Restariam algumas outras questões a serem abordadas, mas para não me estender muito, ou seja, para não ficar chato, falarei apenas da relação feita por Reinaldo entre belo, intranscendência, e colírio para a retina. Acho esta compreensão equivocada. Voltando novamente a Kant e é importante a referência a este autor que me parece inaugurar a estética moderna, a compreensão autônoma da arte, além dos seus textos apresentarem as noções de belo, gênio e desinteresse com o desgaste das apropriações recorrentes e banalizadoras feitas continuamente desde então percebe-se que a sua distinção entre o belo e o agradável visa exatamente garantir ao primeiro uma transcendência pela não consumação do objeto na imediatidade da apreensão.
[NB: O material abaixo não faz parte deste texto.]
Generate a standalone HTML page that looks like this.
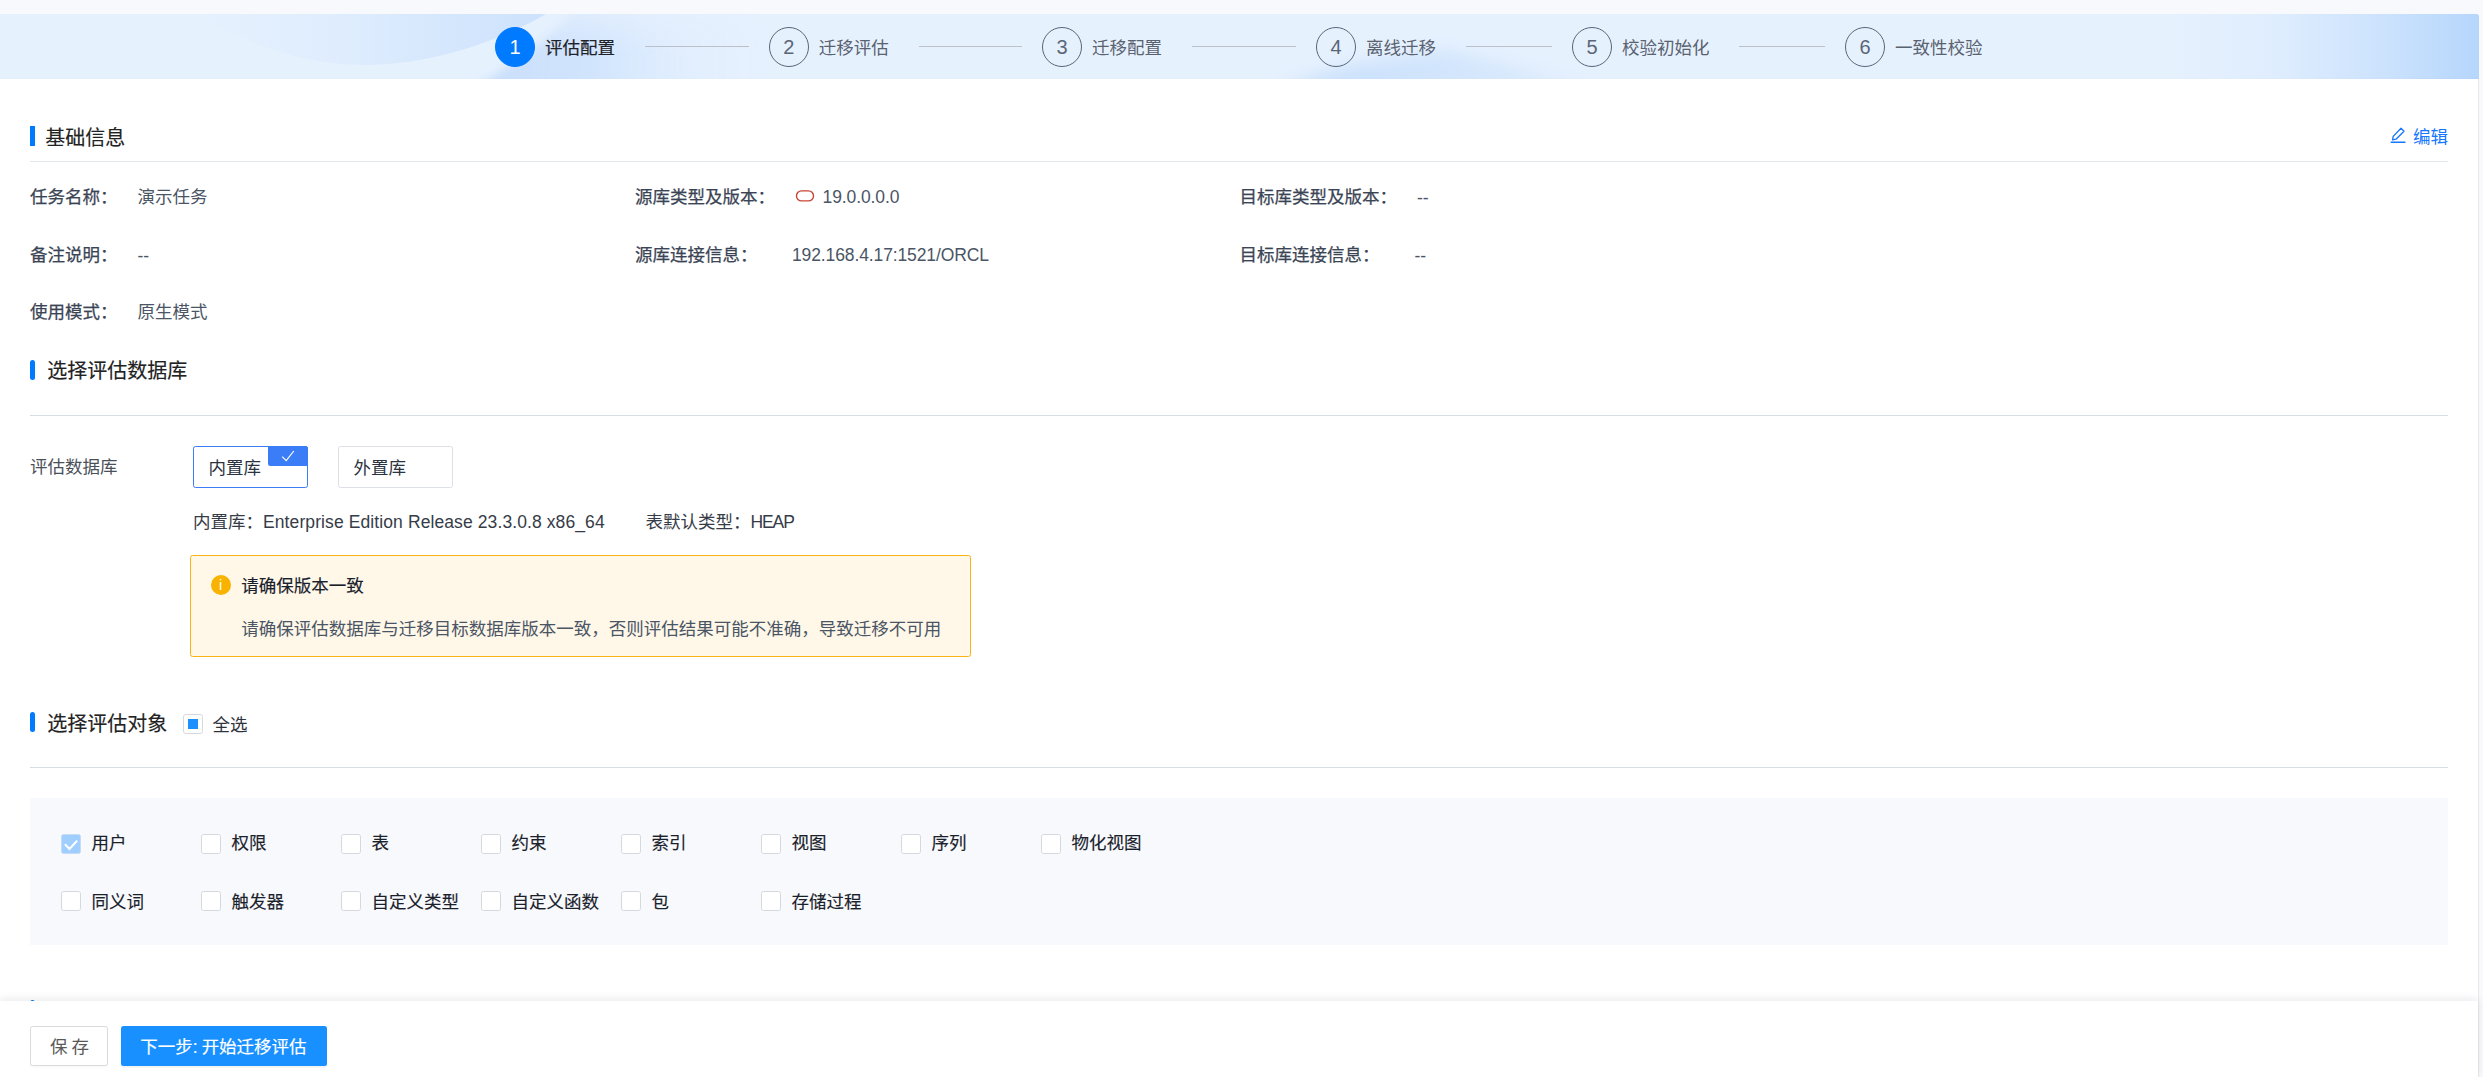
<!DOCTYPE html>
<html lang="zh-CN">
<head>
<meta charset="utf-8">
<title>评估配置</title>
<style>
*{box-sizing:border-box;margin:0;padding:0}
html,body{width:2483px;height:1077px;overflow:hidden}
body{background:#f7f9fc;font-family:"Liberation Sans","Noto Sans CJK SC",sans-serif;font-size:17.5px;color:#1f2329;position:relative}
.abs{position:absolute}
.t{position:absolute;white-space:nowrap;line-height:26px;height:26px;margin-top:1px}
#banner{position:absolute;left:0;top:14px;width:2479px;height:65.3px;background:#e6f1fe;border-top-right-radius:3px;overflow:hidden}
#card{position:absolute;left:0;top:79.3px;width:2478px;height:998px;background:#fff;box-shadow:1px 0 1px rgba(0,0,0,.06)}
.num{position:absolute;top:27px;width:40px;height:40px;border-radius:50%;border:1.25px solid #5a6678;color:#5a6678;font-size:20px;line-height:38.6px;text-align:center}
.num.on{background:#007aff;border-color:#007aff;color:#fff}
.stitle{font-size:17.5px;color:#5a6270;font-weight:400;top:34px}
.stitle.on{color:#1f2329;font-weight:400;-webkit-text-stroke:0.2px #1f2329}
.sline{position:absolute;top:46px;height:1px;background:#bcc0c8}
.h{font-size:20px;font-weight:400;color:#222;-webkit-text-stroke:0.15px #222;margin-top:1.2px;margin-left:-0.7px}
.bar{position:absolute;left:30px;width:5px;height:20px;background:#007aff}
.bar.r{border-radius:2.5px}
.hr{position:absolute;left:30px;width:2418px;height:1px;background:#e3e8f0}
.lb{font-weight:400;color:#3a4454;-webkit-text-stroke:0.25px #3a4454}
.val{color:#4a5565}
.cb{position:absolute;width:20px;height:20px;border:1px solid #d5d8dd;border-radius:2.5px;background:#fff}
.cl{color:#1a212b;-webkit-text-stroke:0.14px #1a212b;margin-top:1.4px}
</style>
</head>
<body>
<div id="banner"><svg width="2479" height="66" viewBox="0 0 2479 66" style="position:absolute;left:0;top:0">
<defs>
<linearGradient id="gA" gradientUnits="userSpaceOnUse" x1="200" y1="0" x2="546" y2="0"><stop offset="0" stop-color="#cde2fc" stop-opacity="0"/><stop offset="0.45" stop-color="#cde2fc" stop-opacity="0.35"/><stop offset="1" stop-color="#cde2fc" stop-opacity="1"/></linearGradient>
<linearGradient id="gB" gradientUnits="userSpaceOnUse" x1="500" y1="0" x2="770" y2="0"><stop offset="0" stop-color="#cadffc" stop-opacity="1"/><stop offset="0.35" stop-color="#cfe3fd" stop-opacity="0.9"/><stop offset="1" stop-color="#e6f1fe" stop-opacity="0"/></linearGradient>
<linearGradient id="gR" gradientUnits="userSpaceOnUse" x1="2170" y1="0" x2="2479" y2="0"><stop offset="0" stop-color="#b6d6fc" stop-opacity="0"/><stop offset="0.35" stop-color="#b6d6fc" stop-opacity="0.16"/><stop offset="0.7" stop-color="#b6d6fc" stop-opacity="0.55"/><stop offset="1" stop-color="#b6d6fc" stop-opacity="1"/></linearGradient>
<linearGradient id="gM" x1="0" y1="0" x2="0" y2="1"><stop offset="0" stop-color="#fff" stop-opacity="0.35"/><stop offset="0.6" stop-color="#fff" stop-opacity="1"/></linearGradient><mask id="mB" maskUnits="userSpaceOnUse" x="400" y="0" width="450" height="66"><rect x="400" y="0" width="450" height="66" fill="url(#gM)"/></mask>
<linearGradient id="gC" gradientUnits="userSpaceOnUse" x1="1290" y1="0" x2="1600" y2="0"><stop offset="0" stop-color="#c4dcfc" stop-opacity="1"/><stop offset="0.4" stop-color="#c9e0fc" stop-opacity="0.8"/><stop offset="1" stop-color="#d4e6fd" stop-opacity="0.5"/></linearGradient>
<filter id="b4" x="-10%" y="-50%" width="120%" height="200%"><feGaussianBlur stdDeviation="4"/></filter>
<filter id="b9" x="-20%" y="-100%" width="140%" height="300%"><feGaussianBlur stdDeviation="9"/></filter>
</defs>
<rect width="2479" height="66" fill="#e6f1fe"/>
<g mask="url(#mB)"><path d="M476 72 C512 52 548 26 578 -8 L800 -8 L800 72 Z" fill="url(#gB)" filter="url(#b4)"/></g>
<path d="M190 0 C250 30 300 51 366 51 C430 51 500 27 546 0 Z" fill="url(#gA)"/>
<path d="M1275 76 L1350 52 L1445 36 L1500 48 L1600 76 Z" fill="url(#gC)" filter="url(#b9)"/>
<rect x="2170" width="309" height="66" fill="url(#gR)"/>
</svg></div>
<div id="card"></div>
<div id="steps">
<div class="num on" style="left:495px">1</div><div class="t stitle on" style="left:545px">评估配置</div><div class="sline" style="left:645px;width:104px"></div>
<div class="num" style="left:768.75px">2</div><div class="t stitle" style="left:818.75px">迁移评估</div><div class="sline" style="left:919px;width:103px"></div>
<div class="num" style="left:1042.1px">3</div><div class="t stitle" style="left:1092.1px">迁移配置</div><div class="sline" style="left:1192px;width:104px"></div>
<div class="num" style="left:1316px">4</div><div class="t stitle" style="left:1366px">离线迁移</div><div class="sline" style="left:1466px;width:86px"></div>
<div class="num" style="left:1572px">5</div><div class="t stitle" style="left:1622px">校验初始化</div><div class="sline" style="left:1739px;width:86px"></div>
<div class="num" style="left:1845px">6</div><div class="t stitle" style="left:1895px">一致性校验</div>
</div>
<div id="content">
<div class="bar" style="top:126px"></div>
<div class="t h" style="left:46px;top:123.4px;">基础信息</div>
<svg class="abs" style="left:2390px;top:126px" width="17" height="18" viewBox="0 0 17 18" fill="none" stroke="#1677ff" stroke-width="1.35" stroke-linejoin="round" stroke-linecap="round"><path d="M11 2.2 L14 5.2 L6 13.2 L2.6 13.8 L3.2 10.4 Z"/><path d="M1.2 16.2 H15"/></svg>
<div class="t lnk" style="left:2413px;top:123.30000000000001px;color:#1677ff">编辑</div>
<div class="hr" style="top:161px"></div>
<div class="t lb" style="left:30px;top:183.4px;">任务名称：</div>
<div class="t val" style="left:137.5px;top:183.4px;">演示任务</div>
<div class="t lb" style="left:30px;top:241px;">备注说明：</div>
<div class="t val" style="left:137.5px;top:241.5px;">--</div>
<div class="t lb" style="left:30px;top:298px;">使用模式：</div>
<div class="t val" style="left:137.5px;top:298px;">原生模式</div>
<div class="t lb" style="left:635px;top:183.4px;">源库类型及版本：</div>
<svg class="abs" style="left:795px;top:190px" width="20" height="12" viewBox="0 0 20 12" fill="none" stroke="#c74634" stroke-width="1.4"><rect x="1.5" y="0.9" width="17" height="10" rx="5"/></svg>
<div class="t val" style="left:822.5px;top:183.4px;"><span style="letter-spacing:-0.1px">19.0.0.0.0</span></div>
<div class="t lb" style="left:635px;top:241px;">源库连接信息：</div>
<div class="t val" style="left:792px;top:241px;"><span style="letter-spacing:-0.12px">192.168.4.17:1521/ORCL</span></div>
<div class="t lb" style="left:1239.4px;top:183.4px;">目标库类型及版本：</div>
<div class="t val" style="left:1417px;top:183.9px;">--</div>
<div class="t lb" style="left:1239.4px;top:241px;">目标库连接信息：</div>
<div class="t val" style="left:1414.5px;top:241.5px;">--</div>
<div class="bar r" style="top:360px"></div>
<div class="t h" style="left:48px;top:357.2px;">选择评估数据库</div>
<div class="hr" style="top:415px;background:#d9dde6"></div>
<div class="t val" style="left:30px;top:453px;color:#4b5058">评估数据库</div>
<div class="abs" style="left:193px;top:446px;width:115px;height:42px;border:1px solid #3b7cf7;border-radius:2.5px;background:#fff"></div>
<div class="abs" style="left:268px;top:446px;width:40px;height:20px;background:#3b7cf7;border-radius:0 2.5px 0 2.5px"></div>
<svg class="abs" style="left:281px;top:449.8px" width="14" height="12" viewBox="0 0 14 12" fill="none" stroke="#fff" stroke-width="1.2"><path d="M1.2 6.6 L5.2 10.6 L12.8 1"/></svg>
<div class="t opt" style="left:208.5px;top:454px;color:#2b3340">内置库</div>
<div class="abs" style="left:338px;top:446px;width:115px;height:42px;border:1px solid #dcdfe6;border-radius:2.5px;background:#fff"></div>
<div class="t opt" style="left:353.5px;top:454px;color:#2b3340">外置库</div>
<div class="t val" style="left:193px;top:508.3px;color:#363c47">内置库：<span class="en" style="letter-spacing:0.1px">Enterprise Edition Release 23.3.0.8 x86_64</span></div>
<div class="t val" style="left:645.5px;top:508.3px;color:#363c47">表默认类型：<span class="en" style="letter-spacing:-1.1px">HEAP</span></div>
<div class="abs" style="left:190px;top:555px;width:781px;height:102px;border:1px solid #f8b414;border-radius:2.5px;background:#fff7e8"></div>
<div class="abs" style="left:210.5px;top:575px;width:20px;height:20px;border-radius:50%;background:#f8b300;color:#fff;font-size:14.5px;line-height:20.5px;text-align:center;font-weight:400">i</div>
<div class="t at" style="left:241.3px;top:572px;color:#17202c;-webkit-text-stroke:0.14px #17202c">请确保版本一致</div>
<div class="t ad" style="left:241.3px;top:614.5px;color:#4a5565">请确保评估数据库与迁移目标数据库版本一致，否则评估结果可能不准确，导致迁移不可用</div>
<div class="bar r" style="top:712px"></div>
<div class="t h" style="left:48px;top:709.4px;">选择评估对象</div>
<div class="cb" style="left:183px;top:714px"><div style="position:absolute;left:3.8px;top:3.8px;width:10.2px;height:10.2px;background:#1e8fff"></div></div>
<div class="t val" style="left:212.6px;top:711px;color:#2f343c">全选</div>
<div class="hr" style="top:767px;background:#d9dde6"></div>
<div class="abs" style="left:30px;top:798px;width:2418px;height:146.5px;background:#f7f9fc"></div>
<div class="cb" style="left:61px;top:834px;background:#a0cfff;border-color:#c6dcf5"><svg style="position:absolute;left:-1px;top:-1px" width="20" height="20" viewBox="0 0 20 20" fill="none" stroke="#fff" stroke-width="2.1"><path d="M3.9 10.3 L8.5 15 L16.2 6.6"/></svg></div>
<div class="t cl" style="left:91.5px;top:829.1px;">用户</div>
<div class="cb" style="left:201px;top:834px"></div>
<div class="t cl" style="left:231.5px;top:829.1px;">权限</div>
<div class="cb" style="left:341px;top:834px"></div>
<div class="t cl" style="left:371.5px;top:829.1px;">表</div>
<div class="cb" style="left:481px;top:834px"></div>
<div class="t cl" style="left:511.5px;top:829.1px;">约束</div>
<div class="cb" style="left:621px;top:834px"></div>
<div class="t cl" style="left:651.5px;top:829.1px;">索引</div>
<div class="cb" style="left:761px;top:834px"></div>
<div class="t cl" style="left:791.5px;top:829.1px;">视图</div>
<div class="cb" style="left:901px;top:834px"></div>
<div class="t cl" style="left:931.5px;top:829.1px;">序列</div>
<div class="cb" style="left:1041px;top:834px"></div>
<div class="t cl" style="left:1071.5px;top:829.1px;">物化视图</div>
<div class="cb" style="left:61px;top:891px"></div>
<div class="t cl" style="left:91.5px;top:887.3px;">同义词</div>
<div class="cb" style="left:201px;top:891px"></div>
<div class="t cl" style="left:231.5px;top:887.3px;">触发器</div>
<div class="cb" style="left:341px;top:891px"></div>
<div class="t cl" style="left:371.5px;top:887.3px;">自定义类型</div>
<div class="cb" style="left:481px;top:891px"></div>
<div class="t cl" style="left:511.5px;top:887.3px;">自定义函数</div>
<div class="cb" style="left:621px;top:891px"></div>
<div class="t cl" style="left:651.5px;top:887.3px;">包</div>
<div class="cb" style="left:761px;top:891px"></div>
<div class="t cl" style="left:791.5px;top:887.3px;">存储过程</div>
<div class="bar r" style="top:999.7px"></div>
</div>
<div id="footer">
<div class="abs" style="left:0;top:1000.5px;width:2478px;height:77px;background:#fff;box-shadow:0 -2px 8px rgba(0,21,41,.085)"></div>
<div class="abs" style="left:30px;top:1026px;width:78px;height:40px;border:1px solid #d9d9d9;border-radius:2.5px;background:#fff;box-shadow:0 2px 0 rgba(0,0,0,.016)"></div>
<div class="t bt" style="left:50px;top:1033px;color:#595959">保<span style="letter-spacing:-0.9px"> </span>存</div>
<div class="abs" style="left:121px;top:1026px;width:206px;height:40px;border-radius:2.5px;background:#1890ff;box-shadow:0 2px 0 rgba(0,0,0,.045)"></div>
<div class="t bt" style="left:140.2px;top:1033px;color:#fff;-webkit-text-stroke:0.18px #fff">下一步<span style="letter-spacing:-0.4px">: </span>开始迁移评估</div>
</div>
</body>
</html>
O belo que não trouxer consigo uma significação e uma transcendência, ou seja, que não tenha gravidade, é apenas agradável, ou por outra decorativo. A alienação desta dignidade espiritual do belo parece ter sido lugar comum no desenvolvimento da arte moderna. Ao que parece, desvirtua se assim a própria autonomia da arte, que se transforma numa brincadeira estéril que nega suas potencialidades. Como diz Hubert Damisch: Depuis Hegel, on s’intéresse a l’art en tournant le dos à Kant qui, lui, s’est intéressé à la beauté. Mais, attention, je n’ai aucun souci d’en revenir à la beauté dans les termes de l’académisme (Art Press, Jan 93). Os termos da academia dizem respeito aos cânones de beleza,
que o próprio Kant negava veementemente. O belo na arte é criado pelo gênio, que é um escolhido da natureza, que faz da obra uma medida, um exemplo, que não deve ser seguido como uma regra, mas que deve inspirar outros gênios. O gênio ao produzir a obra instaura, através da beleza, aquilo que Kant chama de idéias estéticas. É por isso que a thing of beauty is a joy forever, ou será que o decorativo permanece?